According to common parlance, even in the face of continually enviable box office takings, Hollywood's superhero boom is super over. The fatigue is real. DC lacks coherency, Marvel has lost their creative spirit. While the reality of such a judgment remains up for debate in the sphere of live-action super cinema, the argument holds no sway at Sony. Here in lies the revolution. A sequel to 2018's wildly successful, entirely groundbreaking, Spider-Man: Into the Spider-Verse, 2023's Across the Spider-Verse up the apex of blockbusting coherency and creative vigor.
When it comes to the multiplex, it's proving an increasing challenge for the likes of Batman and Superman to challenge the status of Brooklyn's own Spider-Man as king. The friendly neighborhood web-slinger has spawned no fewer than nine box office hits since 2002, with audiences unphased by the rotating faces beneath the mask. Certainly, there were already three Peter Parkers hanging around, one still very much in action, when Phil Lord and Christopher Miller swung their take onto the spider-scene. Imagine the audacity, then when the newbie proceeded to more than quadruple the number, kill one off in the first ten minutes, and alt-left the whole premise by throwing a Miles Morales into the web.
A firm fixture of his comic series since 2011, Miles offered up a variant Spider-Man, an Afro-Latino teen, the son of a cop and a nurse, with a brain for the hi-tech. On the big screen, meanwhile, Miles cracked open the multiverse and the infinite opportunities the concept posed for exploration. Not the nostalgia-hewn hodgepodge simultaneously done to death by the MCU but a means of cross-dimensional character study. Where Doctor Strange flirted with the notion of alternate realities. Into the Spider-Verse embraced then. It was here that the animation came into its own and boy did it come into its own. This was game-changing, groundbreaking good stuff. Animation to make rivals take notice. DreamWorks now imitates the style with every feature. Disney will follow suit with an anniversary offering Wish later this year.

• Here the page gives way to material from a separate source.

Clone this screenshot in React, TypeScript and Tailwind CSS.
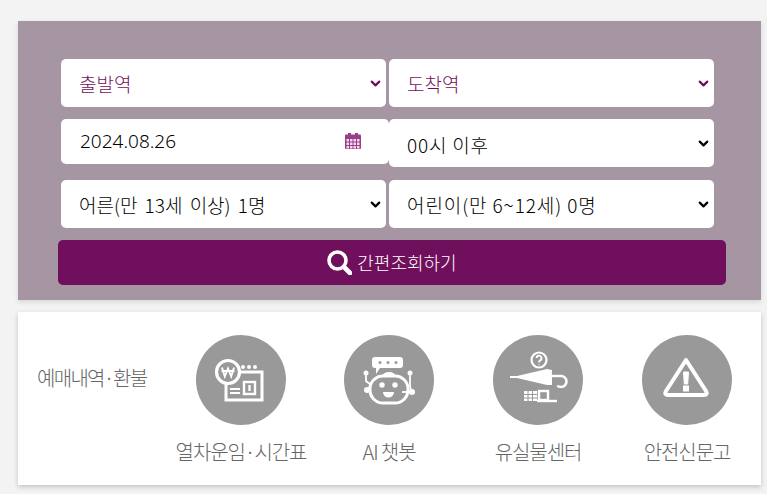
import { ChevronDown } from "lucide-react"

const FONT = "font-['Noto_Sans_CJK_KR','Noto_Sans',sans-serif]"

function Field({
  label,
  color = "text-black",
  arrow = "text-black",
  textClass = "",
  className = "",
}: {
  label: string
  color?: string
  arrow?: string
  textClass?: string
  className?: string
}) {
  return (
    <div className={`h-12 bg-white rounded-[5px] flex items-center justify-between pl-[18px] pr-[3px] ${className}`}>
      <span className={`text-[19px] leading-none font-light ${color} ${textClass}`}>{label}</span>
      <ChevronDown size={15} strokeWidth={3.5} className={arrow} />
    </div>
  )
}

function CalendarIcon() {
  return (
    <svg width="16" height="16" viewBox="0 0 16 16" className="mb-[1px]">
      <rect x="0" y="1.500" width="16" height="14.500" rx="1" fill="#9b3d88" />
      <rect x="3" y="0" width="3" height="4" fill="#9b3d88" />
      <rect x="10" y="0" width="3" height="4" fill="#9b3d88" />
      {[6, 9.5, 13].flatMap((y) =>
        [1.5, 5, 8.5, 12].map((x) => <rect key={`${x}-${y}`} x={x} y={y} width="2.5" height="2.5" fill="#f2dcee" />),
      )}
    </svg>
  )
}

function SearchIcon() {
  return (
    <svg width="25" height="25" viewBox="0 0 25 25" fill="none" stroke="#fff">
      <circle cx="10.5" cy="10.5" r="8.5" strokeWidth="3.6" />
      <path d="M17 17l6 6" strokeWidth="4.6" strokeLinecap="round" />
    </svg>
  )
}

function FareIcon() {
  return (
    <svg viewBox="0 0 90 90" className="size-[90px]" fill="none" stroke="#fff" strokeWidth="2.2">
      <circle cx="47" cy="32" r="2" fill="#fff" stroke="none" />
      <circle cx="53" cy="32" r="2" fill="#fff" stroke="none" />
      <circle cx="59" cy="32" r="2" fill="#fff" stroke="none" />
      <path d="M44 37h22v28H30V48" strokeWidth="3" />
      <circle cx="32" cy="37" r="11.500" strokeWidth="3.200" />
      <path d="M26 32.500l2.800 9 3.200-8 3.200 8 2.800-9M25.500 36h13" strokeWidth="1.900" />
      <path d="M34 54h10M34 58h10" strokeWidth="2.200" />
      <rect x="48" y="47" width="11" height="12" strokeWidth="2.400" />
      <path d="M53.500 50v6" strokeWidth="2.400" />
    </svg>
  )
}

function BotIcon() {
  return (
    <svg viewBox="0 0 90 90" className="size-[90px]" fill="none" stroke="#fff" strokeWidth="2.2">
      <path d="M31 22h25a3 3 0 0 1 3 3v5a3 3 0 0 1-3 3H36l-4 6v-6h-1a3 3 0 0 1-3-3v-5a3 3 0 0 1 3-3z" fill="#fff" stroke="none" />
      <circle cx="36" cy="27.500" r="1.500" fill="#999" stroke="none" />
      <circle cx="44" cy="27.500" r="1.500" fill="#999" stroke="none" />
      <circle cx="52" cy="27.500" r="1.500" fill="#999" stroke="none" />
      <path d="M38 42a7 5 0 0 1 14 0" fill="#fff" stroke="none" />
      <rect x="26" y="41" width="38" height="27" rx="13" strokeWidth="3" />
      <circle cx="38" cy="50" r="2.700" fill="#fff" stroke="none" />
      <circle cx="51" cy="50" r="2.700" fill="#fff" stroke="none" />
      <path d="M39 57h11a5.500 5.500 0 0 1-11 0z" fill="#fff" stroke="none" />
      <path d="M23 55l4-5-5-4v-8M67 57l-1-7 0-4V38" strokeWidth="1.800" />
      <path d="M58 57h10" strokeWidth="1.800" />
      <circle cx="22" cy="38" r="2.500" fill="#fff" stroke="none" />
      <circle cx="66" cy="38" r="2.500" fill="#fff" stroke="none" />
      <circle cx="23" cy="55" r="3" fill="#fff" stroke="none" />
      <circle cx="68" cy="57" r="3" fill="#fff" stroke="none" />
    </svg>
  )
}

function UmbrellaIcon() {
  return (
    <svg viewBox="0 0 90 90" className="size-[90px]" fill="none" stroke="#fff" strokeWidth="2">
      <circle cx="46" cy="25" r="7.500" strokeWidth="2.200" />
      <path d="M43.500 23a2.500 2.500 0 1 1 3.500 2.500c-1 .5-1 1-1 2M46 29v.5" strokeWidth="1.800" />
      <path d="M17 41l7 0 30-7 5 1 0 15-5 0-30-7-7 0z" fill="#fff" stroke="none" />
      <path d="M59 41h9a5.500 5.500 0 1 1 0 11c-2 0-3-.5-3.500-1.500" strokeWidth="2.600" />
      <rect x="31" y="56" width="13" height="10" fill="#fff" stroke="none" />
      <path d="M35 56v10M39.500 56v10M31 59.500h13M31 63h13" stroke="#999" strokeWidth="1" />
      <rect x="46" y="56" width="9" height="9" strokeWidth="2.400" />
      <path d="M44 66h20" strokeWidth="2.400" />
    </svg>
  )
}

function WarnIcon() {
  return (
    <svg viewBox="0 0 90 90" className="size-[90px]" fill="none" stroke="#fff">
      <path d="M44 25L24 56Q22 60 26 60H62Q66 60 64 56Z" strokeWidth="4" strokeLinejoin="round" />
      <path d="M41.500 37h5l-.8 12h-3.400z" fill="#fff" />
      <rect x="41.500" y="51" width="5" height="5" fill="#fff" />
    </svg>
  )
}

export default function App() {
  return (
    <div className={`w-[767px] h-[494px] overflow-hidden bg-[#f3f3f3] pt-[21px] pl-[18px] ${FONT}`}>
      <div className="w-[743px] h-[279px] bg-[#a695a3] shadow-[0_2px_5px_rgba(0,0,0,0.12)] pt-[38px] pl-[40px]">
        <div className="flex gap-[3px] pl-[3px]">
          <Field label="출발역" color="text-[#70105c]" arrow="text-[#70105c]" className="w-[325px]" />
          <Field label="도착역" color="text-[#70105c]" arrow="text-[#70105c]" className="w-[325px]" />
        </div>
        <div className="flex mt-3 pl-[3px]">
          <div className="w-[328px] h-[45px] bg-white rounded-[5px] flex items-center justify-between pl-[19px] pr-[28px]">
            <span className="text-[19px] leading-none font-light font-['Noto_Sans'] text-black">2024.08.26</span>
            <CalendarIcon />
          </div>
          <Field label="00시 이후" textClass="pt-[3px] tracking-[0.8px]" className="w-[325px]" />
        </div>
        <div className="flex gap-[3px] mt-[13px] pl-[3px]">
          <Field label="어른(만 13세 이상) 1명" textClass="[word-spacing:3px]" className="w-[325px]" />
          <Field label="어린이(만 6~12세) 0명" textClass="tracking-[0.9px]" className="w-[325px]" />
        </div>
        <button className="w-[668px] h-[45px] mt-3 bg-[#70105c] rounded-[5px] flex items-center justify-center gap-[5px] text-white text-[18px] font-light">
          <SearchIcon />
          간편조회하기
        </button>
      </div>
      <div className="w-[743px] h-[173px] mt-3 bg-white shadow-[0_2px_5px_rgba(0,0,0,0.2)] flex pt-[23px]">
        <div className="w-[142px] shrink-0 pl-[19px] pt-[33px] text-[20px] font-light leading-none text-[#666] tracking-[-1.7px] whitespace-nowrap">
          예매내역·환불
        </div>
        <div className="flex-1 grid grid-cols-[148px_149px_149px_149px] pl-[16px]">
          {[
            { icon: <FareIcon />, label: "열차운임·시간표" },
            { icon: <BotIcon />, label: "AI 챗봇" },
            { icon: <UmbrellaIcon />, label: "유실물센터" },
            { icon: <WarnIcon />, label: "안전신문고" },
          ].map((item) => (
            <div key={item.label} className="flex flex-col items-center w-[130px]">
              <div className="size-[90px] rounded-full bg-[#999999]">{item.icon}</div>
              <span className="mt-[17px] text-[20px] font-light leading-none text-[#666] tracking-[-1.1px] whitespace-nowrap">
                {item.label}
              </span>
            </div>
          ))}
        </div>
      </div>
    </div>
  )
}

Well, good luck to them. Across the Spider-Verse achieves the impossible. As directed by Joaquim Dos Santos, Kemp Powers, and Justin K. Thompson, part two  looks even better than the first. From open to close, eye-popping visuals burst from every pixel of the animated screen. A pulsating score from Daniel Pemberton propels the action from universe to universe, each completely distinct in design. There's Mumbattan, a richly colored fusion of cultural heritage; a punk-rock Britain, all Sex Pistols and Vivienne Westwood; and the Lego-verse, a cheeky nod to Lord and Miller's other great success of recent years. The best of the bunch is Earth-65. This is Gwen Stacey's realm, a gorgeous pastel paradise, seemingly indebted to the color field works of Rothko, Noland, and company. A fragrant backdrop shifts in tone and hue to ebb and flow of emotions felt by those in the fore. 
It is with Gwen (Hailee Steinfeld) that the story opens and it through her that Miles (Shameik Moore) is once again drawn into the Spider-Verse, a vast collection of multiversal Spider-Man, dourly led by Oscar Isaac's joyless Miguel. A frantic narrative follows, building to a rug pull of a final twist - a sequel is due in 2024. Much of the finer detail here is, somewhat inevitably, lost in the malestrom of both visual and narrative conceptualization. The experience threatens to overwhelm and, once or twice, does so. For the most part, however, this is a slick, innately character-driven, operation. Action never hits at the expense of humanity and comedy in the face of personality and development. Across the Spider-Verse is the longest American animation in history but there's no bloat. It's all breathing room. 
Amid the Aunt Mayhem, knowing references to the vast pantheon of art history - all from Da Vinci to Jeff Koons receive a nod - posit comic books not as cultural bookmark material but fine art in their own right. It's hard to argue with so radiant a display.